I just think in a lot of cases the ISMs aren’t move back at all on the rails when a saddle change is made (from standard to split-nose), and this places the rider’s hips several centimeters in front of where they were prior to the saddle change. This fundamentally changes the rider’s position. Here is Lionel Sanders’ bike, just overviewed on Slowtwitch. That’s a pretty steep placement of an ISM.

What’s the take-away for the typical consumer riding or considering a split-nose saddle? We polled you all, and here’s what we asked: “When you changed to a split-nose saddle (e.g., ISM) you moved your saddle nose back how far versus your old standard saddle?” Here’s how you answered:

0cm: 9%
1-2cm: 6%
3-4cm: 9%
5-6cm: 6%
7-8cm: 1%
Other: 1%
No idea: 30 %
I don't ride a split-nose saddle: 38 %

This means that only 11 percent of you are, for certain, riding split-nose saddles the way ISM recommends you do (if you answered this question realizing we’re asking about the NOSE of the saddle and not the saddle’s rail center). Further, this assumes facts not in evidence. First, you might be riding your ISM differently than most athletes do. Also, your previous position might not have been steep enough. A lot of riders have their positions “corrected” just by placement of a split-nose saddle on their bikes, if their pelvises never were able to rotate forward (due to point tenderness on the saddle) and if the cockpits (distance between saddle and armrest) were already too long. This might have been Andy’s case.

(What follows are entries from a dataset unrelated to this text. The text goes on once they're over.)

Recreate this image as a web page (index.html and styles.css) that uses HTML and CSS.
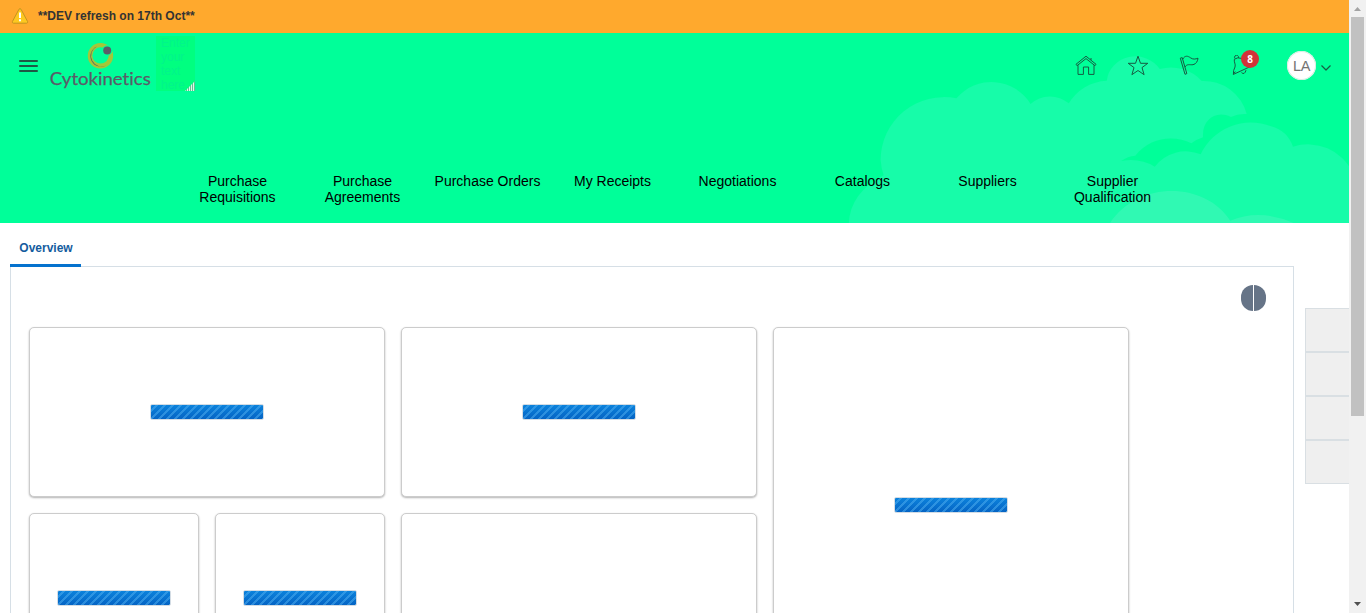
FILE: index.html
```html
<!DOCTYPE html>
<html lang="en">
<head>
<meta charset="utf-8">
<title>Procurement</title>
<link rel="stylesheet" href="styles.css">
</head>
<body>
<div class="page">
  <div class="notice">
    <svg class="warn" width="18" height="16" viewBox="0 0 18 16"><path d="M8 1.2Q9 0 10 1.2L16.6 13.6Q17 15 15.6 15.2H2.4Q1 15 1.4 13.6Z" fill="#fdc820" stroke="#c49320"/><path d="M8 4.5h2v5.5H8zM8 11.3h2v2H8z" fill="#fff"/></svg>
    <span>**DEV refresh on 17th Oct**</span>
  </div>
  <header class="hero">
    <svg class="clouds" width="509" height="190" viewBox="0 0 1517 570" preserveAspectRatio="none">
      <path class="cloud" d="M26 570Q28 475 130 421A192 192 0 0 1 121 375A189 189 0 0 1 347 190A136 136 0 0 1 568 207A86 86 0 0 1 682 205A138 138 0 0 1 795 137A86 82 0 0 1 953 102A124 124 0 0 1 1078 138A132 132 0 0 1 1212 237Q1187 235 1165 246C1120 224 1078 255 1082 307Q1063 313 1047 325C1000 300 925 303 880 362Q858 363 838 378Q894 368 938 395A116 116 0 0 1 1075 358A165 165 0 0 1 1285 274A96 96 0 0 1 1350 335A146 146 0 0 1 1527 412V570Z"/>
      <path class="cloud-light" d="M801 570C882 437 1085 436 1163 557Q1257 518 1365 570Z"/>
    </svg>
    <div class="topbar">
      <div class="menu"><i></i><i></i><i></i></div>
      <svg class="logo" width="102" height="50" viewBox="0 0 102 50">
        <path fill-rule="evenodd" fill="#a4c739" d="M50.5 5A12.7 12.7 0 1 1 50.4 30.4A12.7 12.7 0 1 1 50.5 5ZM50.5 9.2A8.2 8.2 0 1 0 50.6 25.6A8.2 8.2 0 1 0 50.5 9.2Z"/>
        <path d="M46.8 8.4A10.6 10.6 0 1 0 56.5 27.2A9.6 9.6 0 0 1 46.8 8.4Z" fill="#5b5b68"/>
        <circle cx="57.2" cy="12.4" r="5.2" fill="#00ff99"/>
        <circle cx="57.2" cy="12.4" r="4" fill="#5b5b68"/>
        <text x="-.3" y="47" textLength="101" lengthAdjust="spacingAndGlyphs" class="logo-text">Cytokinetics</text>
      </svg>
      <div class="note">Enter<br>your<br>text<br>here..<span class="grip"></span></div>
      <nav class="tools">
        <svg width="22" height="22" viewBox="0 0 22 22"><path d="M1 9.3 11 1.2 21 9.3 20 10.7 11 3.6 2 10.7ZM3 10.2V19.4H8.4V12H13.6V19.4H19V10.2M16 3V5"/></svg>
        <svg width="22" height="22" viewBox="0 0 22 22"><path d="M11 1.2 13.5 8.3H20.8L15 12.6 17.1 19.7 11 15.5 4.9 19.7 7 12.6 1.2 8.3H8.5Z"/></svg>
        <svg width="22" height="22" viewBox="0 0 22 22"><path d="M1.3 3.2 3.2 2.6 7.8 18.6 6 19.3ZM3.7 4.2C6 0 9 1 11.3 2.7C14 4.7 16.5 4.2 19 3.2C18.8 6 17 9.2 14 9.7C11 10.1 8 8.5 6 12"/></svg>
        <span class="bell">
          <svg width="22" height="22" viewBox="0 0 22 22"><path d="M4 3.5A2 2 0 1 1 7.4 3M3.4 4.2Q6.5 1.8 11 3.5M3.4 4.2C2.6 7 5 9 4 12Q2 15.5 2.4 19.4L19.5 11.5M2.4 19.4Q2.6 17.4 4.5 16.8M10.5 17.6Q13.5 20.3 15 15.2"/></svg>
          <b class="badge">8</b>
        </span>
        <span class="avatar">LA</span>
        <svg class="chev" width="12" height="8" viewBox="0 0 12 8"><path d="M1.5 1.5 6 6 10.5 1.5"/></svg>
      </nav>
    </div>
    <nav class="links">
      <a>Purchase Requisitions</a><a>Purchase Agreements</a><a>Purchase Orders</a><a>My Receipts</a><a>Negotiations</a><a>Catalogs</a><a>Suppliers</a><a>Supplier Qualification</a>
    </nav>
  </header>
  <main class="content">
    <div class="main-col">
      <div class="tab">Overview</div>
      <section class="panel">
        <div class="switch"><i></i><i></i></div>
        <div class="grid">
          <div class="card wide"><span class="bar"></span></div>
          <div class="card wide"><span class="bar"></span></div>
          <div class="card wide tall"><span class="bar"></span></div>
          <div class="card"><span class="bar"></span></div>
          <div class="card"><span class="bar"></span></div>
          <div class="card wide tall"></div>
        </div>
      </section>
    </div>
    <aside class="side"><i></i><i></i><i></i><i></i></aside>
  </main>
</div>
<div class="scroll">
  <svg class="up" width="7" height="4" viewBox="0 0 7 4"><path d="M3.5 0 7 4H0Z" fill="#a3a3a3"/></svg>
  <div class="thumb"></div>
  <svg class="down" width="7" height="4" viewBox="0 0 7 4"><path d="M0 0H7L3.5 4Z" fill="#505050"/></svg>
</div>
</body>
</html>
```
FILE: styles.css
```css
* { box-sizing: border-box; }
body { margin: 0; display: flex; width: 1366px; height: 613px; overflow: hidden; background: #fff; font-family: "Liberation Sans", Arial, sans-serif; }
.page { width: 1349px; height: 613px; overflow: hidden; }
.notice { display: flex; height: 33px; padding: 7px 0 0 11px; background: #ffa92d; color: #333; font-size: 12px; font-weight: bold; line-height: 18px; }
.notice span { margin-left: 9px; }
.warn { margin-top: 1px; }
.hero { position: relative; height: 190px; background: #00ff99; }
.clouds { position: absolute; right: 0; top: 2px; width: 509px; height: 190px; overflow: hidden; clip-path: inset(0 0 2px 0); }
.cloud { fill: #17fca9; }
.cloud-light { fill: #30f9b3; }
.topbar { position: relative; display: flex; height: 64px; padding-left: 19px; }
.menu { display: flex; flex-direction: column; gap: 3px; width: 19px; padding-top: 27px; }
.menu i { height: 2px; background: #1e5945; border-radius: 1px; }
.logo { margin: 5px 0 0 12px; overflow: visible; }
.logo-text { font: 18px Lato, sans-serif; font-variant-ligatures: none; fill: #5b5b68; stroke: #5b5b68; stroke-width: .25px; }
.note { position: relative; width: 39px; height: 55px; margin: 3px 0 0 4px; padding: 0 0 0 5px; background: #00ff80; color: #00f48c; font-size: 12px; line-height: 14px; overflow: hidden; }
.grip { position: absolute; right: 0; bottom: 0; width: 10px; height: 10px; clip-path: polygon(100% 0, 100% 100%, 0 100%); background: repeating-linear-gradient(90deg, #ddfbe9 0 1px, #68bd93 1px 2px); }
.tools { display: flex; margin-left: auto; padding: 22px 17px 0 0; }
.tools svg { fill: none; stroke: #165c42; stroke-width: 1; stroke-linejoin: round; }
.tools > svg + svg { margin-left: 30px; }
.bell { position: relative; width: 30px; margin-left: 30px; }
.badge { position: absolute; left: 10px; top: -5px; width: 18px; height: 18px; border-radius: 50%; background: #d13438; color: #fff; font: bold 10px/18px "Open Sans", sans-serif; text-align: center; }
.avatar { width: 29px; height: 29px; margin: -4px 0 0 26px; border-radius: 50%; background: #fff; box-shadow: inset 0 0 0 1px #d5eee3; color: #737373; font-size: 14.5px; line-height: 30px; letter-spacing: -.3px; text-align: center; }
.tools > .avatar + .chev { margin: 9px 0 0 4px; stroke-width: 1.2; }
.links { position: relative; display: grid; grid-template-columns: repeat(8, 125px); justify-content: center; padding: 76px 0 0 1px; color: #000; font-size: 14px; line-height: 16px; text-align: center; }
.links a { padding: 0 8px; }
.content { display: flex; padding-left: 10px; height: 800px; }
.main-col { width: 1284px; }
.tab { width: 71px; height: 44px; padding-left: 1px; border-bottom: 3px solid #0572ce; position: relative; color: #145c9e; font-size: 12px; font-weight: bold; line-height: 50px; text-align: center; }
.panel { height: 700px; margin-top: -1px; border: 1px solid #d6dfe6; padding: 18px; }
.switch { display: flex; gap: 1px; width: 25px; height: 26px; margin: 0 9px 0 auto; border-radius: 12px; overflow: hidden; }
.switch i { width: 12px; background: #667487; }
.grid { display: grid; grid-template-columns: repeat(6, 170px); grid-auto-rows: 170px; gap: 16px; margin-top: 16px; }
.card { display: flex; align-items: center; justify-content: center; border: 1px solid #ccc; border-radius: 5px; background: #fff; box-shadow: 0 1px 2px rgba(0,0,0,.3); }
.wide { grid-column: span 2; }
.tall { grid-row: span 2; }
.bar { width: 114px; height: 16px; border: 1px solid #d3dce4; border-radius: 2px; background: repeating-linear-gradient(135deg, transparent 0 3px, rgba(80,175,240,.5) 3px 5px, transparent 5px 5.66px), linear-gradient(#0b82dc, #0564c4); }
.side { width: 44px; margin: 85px 0 0 11px; }
.side i { display: block; height: 44px; border: 1px solid #d9dfe3; border-right: 0; background: #efefef; }
.scroll { display: flex; flex-direction: column; width: 17px; height: 613px; background: #f1f1f1; align-items: center; }
.up { margin: 7px 0 6px; }
.thumb { width: 13px; height: 399px; background: #c1c1c1; }
.down { margin: auto 0 7px; }
```
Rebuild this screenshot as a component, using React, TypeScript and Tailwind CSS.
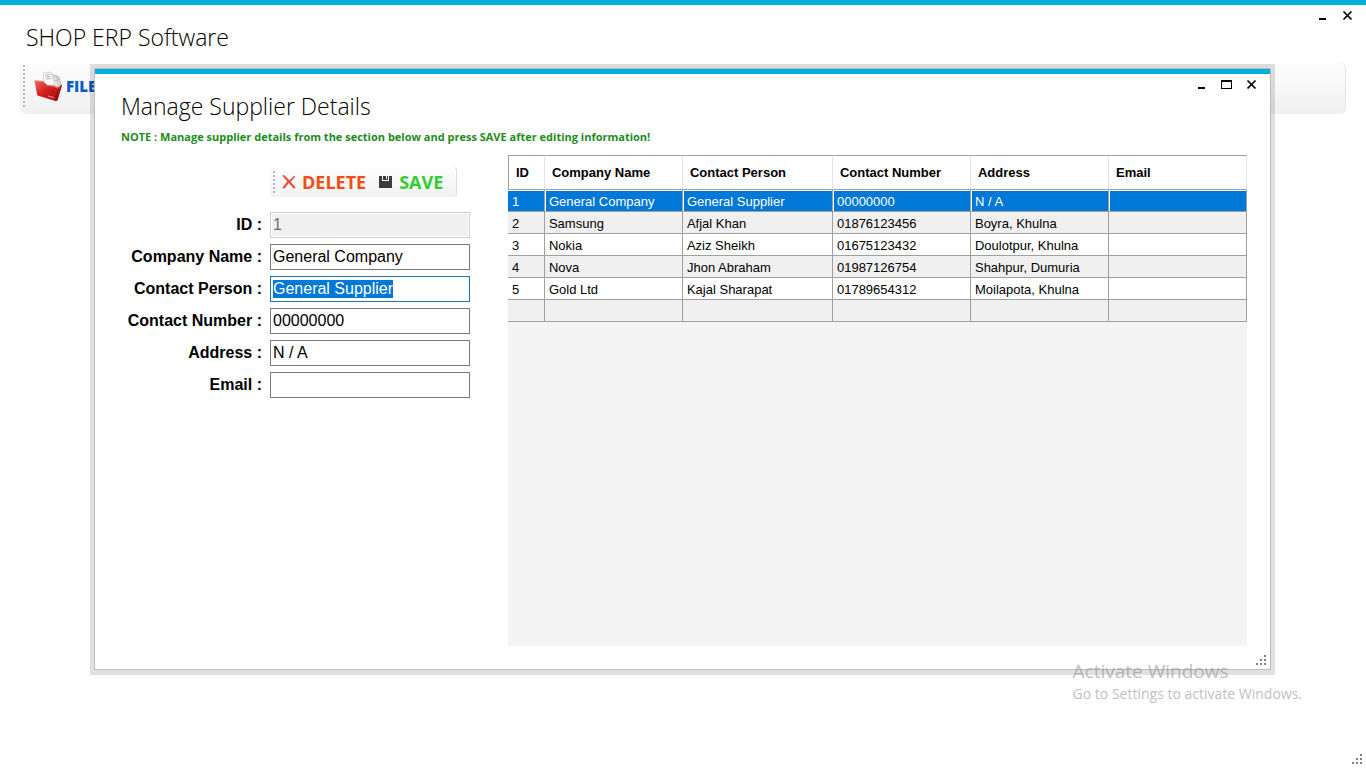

It might be that some athletes were just never forward enough, and now they are just because they stuck an ISM where their Fizik Arione used to be. It might be, however, that athletes have ended up with their hips too far forward because the fitter does not understand the profound difference between how one sits a split-nose versus a standard saddle. It certainly means that riders, fitters, retailers, coaches ought to carefully consider what a change to a split-nose saddle means, and mount and position the saddle with these changes in mind.